La vicenda del Ddl Zan è la cronaca di una débâcle che gli sconfitti ora ribaltano in una vergogna dei vincitori. È un vecchio schema: per silenziare le proprie mancanze occorre urlare il più possibile contro l'avversario: io sono tanto più tollerante, ugualitario e democratico quanto più l'altro è cafone, impresentabile e volgare. Non è mio l'errore, è dell'altro l'orrore. Non è mia la presunzione, è dell'altro l'ignoranza. Si sa: gettare fumogeni tutt'intorno per coprire il disastro di mosse scellerate è ipocrita, ma politicamente utile.
Sì. La mossa della sinistra era e resta scellerata, per molti motivi. Perché il Ddl Zan, così come è stato portato in aula, era un testo con più di una ambiguità. Perché presentava passaggi che mettevano a rischio la libertà di parola. Perché era percepito da più parti - e non solo dalla Chiesa e dalle destre - come estremista. Perché non è una legge condivisa dalla coscienza collettiva. Perché il Paese che non è quello dell'Associazione Pro Vita ma neppure quello della claque di Propaganda Live non è mai stato convinto dell'urgenza di una legge del genere. E perché, soprattutto, la sinistra non ha accettato compromessi né mediazioni, ma incolpando la destra di voler seppellire una gloriosa stagione di diritti civili - è andata avanti a testa bassa, coi paraocchi, trasformando una proposta di legge in una battaglia di bandiera e rivoltando la rivendicazione di una minoranza in una crociata universale. In più, ci ha messo la tradizionale superbia morale e intellettuale e - capolavoro di un disastro annunciato - è arrivata allo scontro finale senza avere i numeri per reggerlo. E così, ora, persa la partita, si contestano le regole del gioco e si addossano all'avversario - meglio: al nemico - le colpe peggiori. La destra è indecente, amorale, chiassosa e i suoi senatori sono odiatori seriali e portano persino brutte cravatte.
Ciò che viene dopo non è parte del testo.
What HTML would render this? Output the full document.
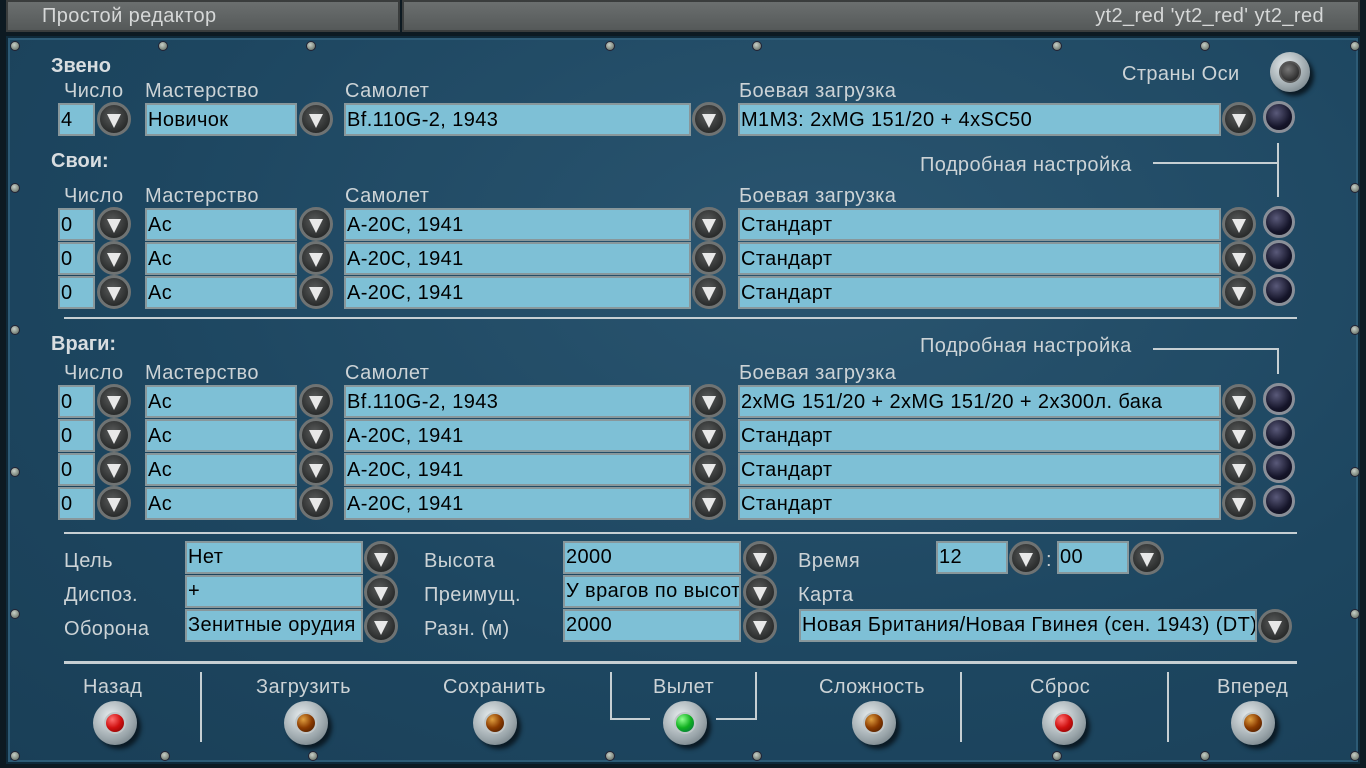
<!DOCTYPE html>
<html><head><meta charset="utf-8"><style>
*{margin:0;padding:0;box-sizing:border-box}
body{width:1366px;height:768px;overflow:hidden;background:#0d1a22;font-family:"Liberation Sans",sans-serif;position:relative;letter-spacing:0.4px}
.bar{position:absolute;top:0;height:32px;background:linear-gradient(#6b6f6f,#555959);border:2px solid #3a3d3d;color:#d6d8d8;font-size:20px;line-height:28px}
.panel{position:absolute;left:6px;top:36px;width:1354px;height:728px;background:radial-gradient(ellipse at 60% 30%,#2a5570,#1d4660 60%,#1a3f57);border:2px solid #0f2a3a;box-shadow:inset 0 0 0 2px #2d5b76}
.t{position:absolute;color:#ccd3d6;font-size:20px;white-space:nowrap;line-height:20px}
.b{font-weight:bold;color:#d8dde0;letter-spacing:0}
.in{position:absolute;background:#7ec0d6;border:2px solid #88979b;color:#000;font-size:20px;line-height:30px;padding-left:1px;white-space:nowrap;overflow:hidden;height:33px}
.dd{position:absolute;width:34px;height:34px;border-radius:50%;background:radial-gradient(circle at 45% 40%,#5a5c5c,#2a2c2c 70%);border:3px solid #6f7373}
.dd:after{content:"";position:absolute;left:7px;top:9px;border-left:7px solid transparent;border-right:7px solid transparent;border-top:14px solid #e8e8e8}
.kn{position:absolute;width:32px;height:32px;border-radius:50%;background:radial-gradient(circle at 40% 35%,#5a5a7a,#15152a 60%,#0a0a14);border:3px solid #8a8f98}
.ln{position:absolute;background:#c6cfd3}
.lamp{position:absolute;width:44px;height:44px;border-radius:50%;background:radial-gradient(circle at 40% 35%,#e8eef0,#9aa5aa 60%,#5e6a70);box-shadow:4px 4px 4px #0b1a24}
.lamp i{position:absolute;left:11px;top:11px;width:22px;height:22px;border-radius:50%;border:2px solid #bfc6c8}
.sc{position:absolute;width:10px;height:10px;border-radius:50%;background:radial-gradient(circle at 40% 35%,#c8d0c8,#556055);border:1px solid #223}
</style></head><body>
<div class="bar" style="left:6px;width:394px;padding-left:34px">Простой редактор</div>
<div class="bar" style="left:402px;width:958px;text-align:right;padding-right:34px">yt2_red 'yt2_red' yt2_red</div>
<div class="panel"></div>
<div class="sc" style="left:10px;top:41px"></div><div class="sc" style="left:158px;top:41px"></div><div class="sc" style="left:306px;top:41px"></div><div class="sc" style="left:605px;top:41px"></div><div class="sc" style="left:752px;top:41px"></div><div class="sc" style="left:1052px;top:41px"></div><div class="sc" style="left:1200px;top:41px"></div><div class="sc" style="left:1350px;top:41px"></div>
<div class="sc" style="left:10px;top:183px"></div><div class="sc" style="left:1350px;top:183px"></div><div class="sc" style="left:10px;top:325px"></div><div class="sc" style="left:1350px;top:325px"></div><div class="sc" style="left:10px;top:467px"></div><div class="sc" style="left:1350px;top:467px"></div><div class="sc" style="left:10px;top:609px"></div><div class="sc" style="left:1350px;top:609px"></div>
<div class="sc" style="left:10px;top:751px"></div><div class="sc" style="left:160px;top:751px"></div><div class="sc" style="left:308px;top:751px"></div><div class="sc" style="left:605px;top:751px"></div><div class="sc" style="left:752px;top:751px"></div><div class="sc" style="left:1052px;top:751px"></div><div class="sc" style="left:1200px;top:751px"></div><div class="sc" style="left:1350px;top:751px"></div>

<div class="t b" style="left:51px;top:56px">Звено</div>
<div class="t" style="left:1122px;top:64px">Страны Оси</div>
<div class="lamp" style="left:1270px;top:52px;width:40px;height:40px"><i style="left:9px;top:9px;background:radial-gradient(circle at 40% 35%,#777,#111);border-color:#555"></i></div>
<div class="t" style="left:64px;top:81px">Число</div><div class="t" style="left:145px;top:81px">Мастерство</div><div class="t" style="left:345px;top:81px">Самолет</div><div class="t" style="left:739px;top:81px">Боевая загрузка</div>
<div class="in" style="left:58px;top:103px;width:37px">4</div><div class="dd" style="left:97px;top:102px"></div>
<div class="in" style="left:145px;top:103px;width:152px">Новичок</div><div class="dd" style="left:299px;top:102px"></div>
<div class="in" style="left:344px;top:103px;width:347px">Bf.110G-2, 1943</div><div class="dd" style="left:692px;top:102px"></div>
<div class="in" style="left:738px;top:103px;width:483px">M1M3: 2xMG 151/20 + 4xSC50</div><div class="dd" style="left:1222px;top:102px"></div>
<div class="kn" style="left:1263px;top:101px"></div>

<div class="t b" style="left:51px;top:151px">Свои:</div>
<div class="t" style="left:920px;top:155px">Подробная настройка</div>
<div class="ln" style="left:1153px;top:162px;width:126px;height:2px"></div><div class="ln" style="left:1277px;top:143px;width:2px;height:54px"></div>
<div class="t" style="left:64px;top:186px">Число</div><div class="t" style="left:145px;top:186px">Мастерство</div><div class="t" style="left:345px;top:186px">Самолет</div><div class="t" style="left:739px;top:186px">Боевая загрузка</div>

<div class="in" style="left:58px;top:208px;width:37px">0</div><div class="dd" style="left:97px;top:207px"></div><div class="in" style="left:145px;top:208px;width:152px">Ас</div><div class="dd" style="left:299px;top:207px"></div><div class="in" style="left:344px;top:208px;width:347px">A-20C, 1941</div><div class="dd" style="left:692px;top:207px"></div><div class="in" style="left:738px;top:208px;width:483px">Стандарт</div><div class="dd" style="left:1222px;top:207px"></div><div class="kn" style="left:1263px;top:206px"></div>
<div class="in" style="left:58px;top:242px;width:37px">0</div><div class="dd" style="left:97px;top:241px"></div><div class="in" style="left:145px;top:242px;width:152px">Ас</div><div class="dd" style="left:299px;top:241px"></div><div class="in" style="left:344px;top:242px;width:347px">A-20C, 1941</div><div class="dd" style="left:692px;top:241px"></div><div class="in" style="left:738px;top:242px;width:483px">Стандарт</div><div class="dd" style="left:1222px;top:241px"></div><div class="kn" style="left:1263px;top:240px"></div>
<div class="in" style="left:58px;top:276px;width:37px">0</div><div class="dd" style="left:97px;top:275px"></div><div class="in" style="left:145px;top:276px;width:152px">Ас</div><div class="dd" style="left:299px;top:275px"></div><div class="in" style="left:344px;top:276px;width:347px">A-20C, 1941</div><div class="dd" style="left:692px;top:275px"></div><div class="in" style="left:738px;top:276px;width:483px">Стандарт</div><div class="dd" style="left:1222px;top:275px"></div><div class="kn" style="left:1263px;top:274px"></div>
<div class="ln" style="left:64px;top:317px;width:1233px;height:2px"></div>

<div class="t b" style="left:51px;top:334px">Враги:</div>
<div class="t" style="left:920px;top:336px">Подробная настройка</div>
<div class="ln" style="left:1153px;top:348px;width:126px;height:2px"></div><div class="ln" style="left:1277px;top:348px;width:2px;height:26px"></div>
<div class="t" style="left:64px;top:363px">Число</div><div class="t" style="left:145px;top:363px">Мастерство</div><div class="t" style="left:345px;top:363px">Самолет</div><div class="t" style="left:739px;top:363px">Боевая загрузка</div>
<div class="in" style="left:58px;top:385px;width:37px">0</div><div class="dd" style="left:97px;top:384px"></div><div class="in" style="left:145px;top:385px;width:152px">Ас</div><div class="dd" style="left:299px;top:384px"></div><div class="in" style="left:344px;top:385px;width:347px">Bf.110G-2, 1943</div><div class="dd" style="left:692px;top:384px"></div><div class="in" style="left:738px;top:385px;width:483px">2xMG 151/20 + 2xMG 151/20 + 2x300л. бака</div><div class="dd" style="left:1222px;top:384px"></div><div class="kn" style="left:1263px;top:383px"></div>
<div class="in" style="left:58px;top:419px;width:37px">0</div><div class="dd" style="left:97px;top:418px"></div><div class="in" style="left:145px;top:419px;width:152px">Ас</div><div class="dd" style="left:299px;top:418px"></div><div class="in" style="left:344px;top:419px;width:347px">A-20C, 1941</div><div class="dd" style="left:692px;top:418px"></div><div class="in" style="left:738px;top:419px;width:483px">Стандарт</div><div class="dd" style="left:1222px;top:418px"></div><div class="kn" style="left:1263px;top:417px"></div>
<div class="in" style="left:58px;top:453px;width:37px">0</div><div class="dd" style="left:97px;top:452px"></div><div class="in" style="left:145px;top:453px;width:152px">Ас</div><div class="dd" style="left:299px;top:452px"></div><div class="in" style="left:344px;top:453px;width:347px">A-20C, 1941</div><div class="dd" style="left:692px;top:452px"></div><div class="in" style="left:738px;top:453px;width:483px">Стандарт</div><div class="dd" style="left:1222px;top:452px"></div><div class="kn" style="left:1263px;top:451px"></div>
<div class="in" style="left:58px;top:487px;width:37px">0</div><div class="dd" style="left:97px;top:486px"></div><div class="in" style="left:145px;top:487px;width:152px">Ас</div><div class="dd" style="left:299px;top:486px"></div><div class="in" style="left:344px;top:487px;width:347px">A-20C, 1941</div><div class="dd" style="left:692px;top:486px"></div><div class="in" style="left:738px;top:487px;width:483px">Стандарт</div><div class="dd" style="left:1222px;top:486px"></div><div class="kn" style="left:1263px;top:485px"></div>
<div class="ln" style="left:64px;top:532px;width:1233px;height:2px"></div>

<div class="t" style="left:64px;top:551px">Цель</div><div class="t" style="left:64px;top:585px">Диспоз.</div><div class="t" style="left:64px;top:619px">Оборона</div>
<div class="in" style="left:185px;top:541px;width:178px;line-height:28px">Нет</div><div class="dd" style="left:364px;top:541px"></div>
<div class="in" style="left:185px;top:575px;width:178px;line-height:28px">+</div><div class="dd" style="left:364px;top:575px"></div>
<div class="in" style="left:185px;top:609px;width:178px;line-height:28px">Зенитные орудия</div><div class="dd" style="left:364px;top:609px"></div>
<div class="t" style="left:424px;top:551px">Высота</div><div class="t" style="left:424px;top:585px">Преимущ.</div><div class="t" style="left:424px;top:619px">Разн. (м)</div>
<div class="in" style="left:563px;top:541px;width:178px;line-height:28px">2000</div><div class="dd" style="left:743px;top:541px"></div>
<div class="in" style="left:563px;top:575px;width:178px;line-height:28px">У врагов по высоте</div><div class="dd" style="left:743px;top:575px"></div>
<div class="in" style="left:563px;top:609px;width:178px;line-height:28px">2000</div><div class="dd" style="left:743px;top:609px"></div>
<div class="t" style="left:798px;top:551px">Время</div><div class="t" style="left:798px;top:585px">Карта</div>
<div class="in" style="left:936px;top:541px;width:72px;line-height:28px">12</div><div class="dd" style="left:1009px;top:541px"></div>
<div class="t" style="left:1046px;top:550px">:</div>
<div class="in" style="left:1057px;top:541px;width:72px;line-height:28px">00</div><div class="dd" style="left:1130px;top:541px"></div>
<div class="in" style="left:799px;top:609px;width:458px;line-height:28px">Новая Британия/Новая Гвинея (сен. 1943) (DT)</div><div class="dd" style="left:1258px;top:609px"></div>
<div class="ln" style="left:64px;top:661px;width:1233px;height:3px"></div>

<div class="ln" style="left:200px;top:672px;width:2px;height:70px"></div><div class="ln" style="left:960px;top:672px;width:2px;height:70px"></div><div class="ln" style="left:1167px;top:672px;width:2px;height:70px"></div>
<div class="ln" style="left:610px;top:672px;width:2px;height:48px"></div><div class="ln" style="left:610px;top:718px;width:40px;height:2px"></div>
<div class="ln" style="left:755px;top:672px;width:2px;height:48px"></div><div class="ln" style="left:716px;top:718px;width:41px;height:2px"></div>

<div class="t" style="left:83px;top:677px">Назад</div><div class="t" style="left:256px;top:677px">Загрузить</div><div class="t" style="left:443px;top:677px">Сохранить</div><div class="t" style="left:653px;top:677px">Вылет</div><div class="t" style="left:819px;top:677px">Сложность</div><div class="t" style="left:1030px;top:677px">Сброс</div><div class="t" style="left:1217px;top:677px">Вперед</div>
<div class="lamp" style="left:93px;top:701px"><i style="background:radial-gradient(circle at 35% 30%,#ff7070,#d01010 50%,#700)"></i></div>
<div class="lamp" style="left:284px;top:701px"><i style="background:radial-gradient(circle at 35% 30%,#e0a040,#8a3a00 50%,#3a1500)"></i></div>
<div class="lamp" style="left:473px;top:701px"><i style="background:radial-gradient(circle at 35% 30%,#e0a040,#8a3a00 50%,#3a1500)"></i></div>
<div class="lamp" style="left:663px;top:701px"><i style="background:radial-gradient(circle at 35% 30%,#90ff90,#10b020 50%,#064)"></i></div>
<div class="lamp" style="left:852px;top:701px"><i style="background:radial-gradient(circle at 35% 30%,#e0a040,#8a3a00 50%,#3a1500)"></i></div>
<div class="lamp" style="left:1042px;top:701px"><i style="background:radial-gradient(circle at 35% 30%,#ff7070,#d01010 50%,#700)"></i></div>
<div class="lamp" style="left:1231px;top:701px"><i style="background:radial-gradient(circle at 35% 30%,#e0a040,#8a3a00 50%,#3a1500)"></i></div>
</body></html>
Ieri i titoli dei giornali della sinistra hanno urlato tutto il peggio che si potesse tirare fuori da una disfatta simile.
La strategia è chiara: nascondere il fatto che il Senato abbia liberamente e democraticamente detto «No» a un disegno di legge, e scaricare le responsabilità della sconfitta sui soliti traditori, additare gli onnipresenti «fascisti» - che sono ovunque, quindi anche dentro l'aula parlamentare - e demonizzare il voto segreto come fosse un vulnus per la democrazia mentre è un principio cardine quando si dibatte su questioni che incidono sulle libertà e i diritti fondamentali della persona.E così il problema diventa il tifo da stadio «disgustoso» della destra e non la mancanza di autocritica della sinistra. Uno schema vecchio, appunto. Così vecchio che forse non funziona più.